We are now paying the price for the policies of the 1980s
and 1990s: armed gangs on the streets are in a very real
sense
Thatcher’s children. Individualism, materialism and conspicuous
consumption have become the values and culture of the inner
city neighbourhoods and run down estates. In many parts of
Britain, Mrs Thatcher’s classic denial that there is
any such thing as society has become a grim reality. The
comments of several Labour ministers on the issue of crime
on the streets
misses the point. Yes, there has been poverty and deprivation
in parts of Britain before, but there was also a culture
which very largely stopped people turning on their neighbours.
The
values of the Labour Party, the trade unions and the churches
provided a framework for community in some of the poorest
towns and cities. Those values and communities have now
been extensively
uprooted and abandoned, not least by New Labour in power.

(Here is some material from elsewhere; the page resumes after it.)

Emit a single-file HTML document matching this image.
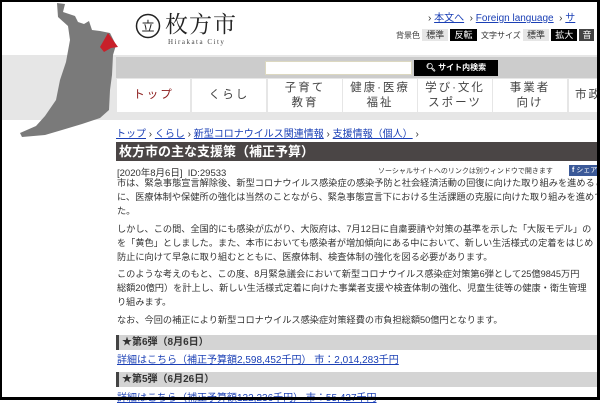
<!DOCTYPE html><html><head><meta charset="utf-8"><style>
*{margin:0;padding:0;box-sizing:border-box}
body{width:600px;height:400px;overflow:hidden;background:#fff;font-family:"Liberation Sans","Noto Sans CJK JP",sans-serif;position:relative;color:#333}
.a{position:absolute;white-space:nowrap}
a{color:#1a3fb5;text-decoration:underline}
.nav div{position:absolute;top:79px;height:33px;background:#fff;text-align:center;font-size:11.5px;line-height:15px;color:#444;display:flex;align-items:center;justify-content:center;letter-spacing:2px;overflow:hidden;white-space:nowrap}
p.t{position:absolute;left:117px;font-size:9.2px;line-height:14px;white-space:nowrap;color:#333;letter-spacing:0px;width:483px;overflow:hidden}
</style></head><body>
<div class="a" style="left:0;top:55px;width:600px;height:65px;background:#e6e6e6"></div>
<div class="a" style="left:116px;top:57px;width:484px;height:21px;background:#ccc"></div>
<div class="a" style="left:265px;top:61px;width:147px;height:14px;background:#fff;border:1px solid #dcd8c0"></div>
<div class="a" style="left:414px;top:60px;width:84px;height:16px;background:#000;color:#fff;font-size:8px;line-height:16px;text-align:center;font-weight:bold">&#x1F50D;&#xFE0E; サイト内検索</div>
<div class="nav">
<div style="left:117px;width:73px;color:#8b1a1a">トップ</div>
<div style="left:192px;width:74px">くらし</div>
<div style="left:268px;width:74px">子育て<br>教育</div>
<div style="left:343px;width:74px">健康·医療<br>福祉</div>
<div style="left:418px;width:74px">学び·文化<br>スポーツ</div>
<div style="left:493px;width:74px">事業者<br>向け</div>
<div style="left:569px;width:31px;justify-content:flex-start;padding-left:6px">市政</div>
</div>
<svg class="a" style="left:0;top:0" width="130" height="145"><polygon fill="#7a7a7a" points="57,3 65,4 63,12 75,16 78,22 84,24 89,21 92,30 100,31 110,33 116,45 113,55 112,75 110,90 109,110 100,118 82,124 62,130 45,135 22,137 20,133 36,126 45,116 56,100 60,80 66,62 70,40 68,26 58,17"/><polygon fill="#c8202a" points="108,33 113,40 118,47 111,48 104,52 100,47 104,40"/></svg>
<svg class="a" style="left:135px;top:13px" width="26" height="26"><circle cx="13" cy="13" r="11.5" fill="none" stroke="#222" stroke-width="1.5"/><text x="13" y="18" font-size="13" text-anchor="middle" fill="#222" font-family="Noto Sans CJK JP">立</text></svg>
<div class="a" style="left:165px;top:8px;font-size:23px;line-height:30px;color:#222;font-family:'Noto Serif CJK SC',serif;letter-spacing:1px">枚方市</div>
<div class="a" style="left:168px;top:38px;font-size:7px;letter-spacing:1.5px;color:#444;font-family:'Liberation Serif',serif">Hirakata City</div>
<div class="a" style="left:428px;top:9px;font-size:10px">› <a>本文へ</a> &nbsp;› <a>Foreign language</a> &nbsp;› <a>サ</a></div>
<div class="a" style="left:396px;top:28px;font-size:8px;line-height:14px">背景色 <span style="background:#e6e6e6;padding:1px 4px;font-size:9px">標準</span> <span style="background:#000;color:#fff;padding:1px 4px;font-size:9px">反転</span> &nbsp;文字サイズ <span style="background:#e6e6e6;padding:1px 4px;font-size:9px">標準</span> <span style="background:#000;color:#fff;padding:1px 4px;font-size:9px">拡大</span> <span style="background:#444;color:#fff;padding:1px 3px;font-size:9px">音</span></div>
<div class="a" style="left:116px;top:125px;font-size:10px"><a>トップ</a> › <a>くらし</a> › <a>新型コロナウイルス関連情報</a> › <a>支援情報（個人）</a> ›</div>
<div class="a" style="left:116px;top:142px;width:484px;height:19px;background:#4a4545;color:#fff;font-weight:bold;font-size:13px;line-height:19px;padding-left:3px">枚方市の主な支援策（補正予算）</div>
<div class="a" style="left:117px;top:165px;font-size:9.5px">[2020年8月6日] &nbsp;ID:29533</div>
<div class="a" style="left:378px;top:166px;font-size:7px">ソーシャルサイトへのリンクは別ウィンドウで開きます</div>
<div class="a" style="left:569px;top:165px;width:35px;height:11px;background:#3b5998;color:#fff;font-size:7px;line-height:11px;padding-left:3px"><b>f</b> シェア</div>
<p class="t" style="top:176px">市は、緊急事態宣言解除後、新型コロナウイルス感染症の感染予防と社会経済活動の回復に向けた取り組みを進めると<br>に、医療体制や保健所の強化は当然のことながら、緊急事態宣言下における生活課題の克服に向けた取り組みを進めて<br>た。</p>
<p class="t" style="top:222px">しかし、この間、全国的にも感染が広がり、大阪府は、7月12日に自粛要請や対策の基準を示した「大阪モデル」の<br>を「黄色」としました。また、本市においても感染者が増加傾向にある中において、新しい生活様式の定着をはじめ<br>防止に向けて早急に取り組むとともに、医療体制、検査体制の強化を図る必要があります。</p>
<p class="t" style="top:267px">このような考えのもと、この度、8月緊急議会において新型コロナウイルス感染症対策第6弾として25億9845万円<br>総額20億円）を計上し、新しい生活様式定着に向けた事業者支援や検査体制の強化、児童生徒等の健康・衛生管理<br>り組みます。</p>
<p class="t" style="top:313px">なお、今回の補正により新型コロナウイルス感染症対策経費の市負担総額50億円となります。</p>
<div class="a" style="left:116px;top:335px;width:484px;height:15px;background:#d4d4d4;border-left:3px solid #444;font-size:10px;font-weight:bold;line-height:15px;padding-left:3px">★第6弾（8月6日）</div>
<div class="a" style="left:117px;top:351px;font-size:10px"><a>詳細はこちら（補正予算額2,598,452千円） 市：2,014,283千円</a></div>
<div class="a" style="left:116px;top:372px;width:484px;height:15px;background:#d4d4d4;border-left:3px solid #444;font-size:10px;font-weight:bold;line-height:15px;padding-left:3px">★第5弾（6月26日）</div>
<div class="a" style="left:117px;top:389px;font-size:10px"><a>詳細はこちら（補正予算額122,236千円） 市：55,427千円</a></div>
<div class="a" style="left:0;top:0;width:600px;height:400px;border:2px solid #000;border-right-width:3px;border-bottom-width:3px"></div>
</body></html>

The street hoods of our era do not go to Mayfair or Knightsbridge
to commit their crimes, instead they victimise the person
in
the next street or in the same block of flats. That is
why gun crime and school underachievement are left wing issues,
territory which should not be surrendered to the right.
To blame only inequality and poverty is to surrender any
realistic possibility of doing anything much about young
Black men being
failed by the education system and hence the wider society.
We are experiencing an epidemic of gun crime in Britain,
a failure to do anything to bring young Black males into
the
fold of the wider society will see, as in the United
States, gun crime turn from an epidemic which hits the headlines
into an endemic problem so deep-seated and taken for
granted
that
the media will hardly bother to comment on it.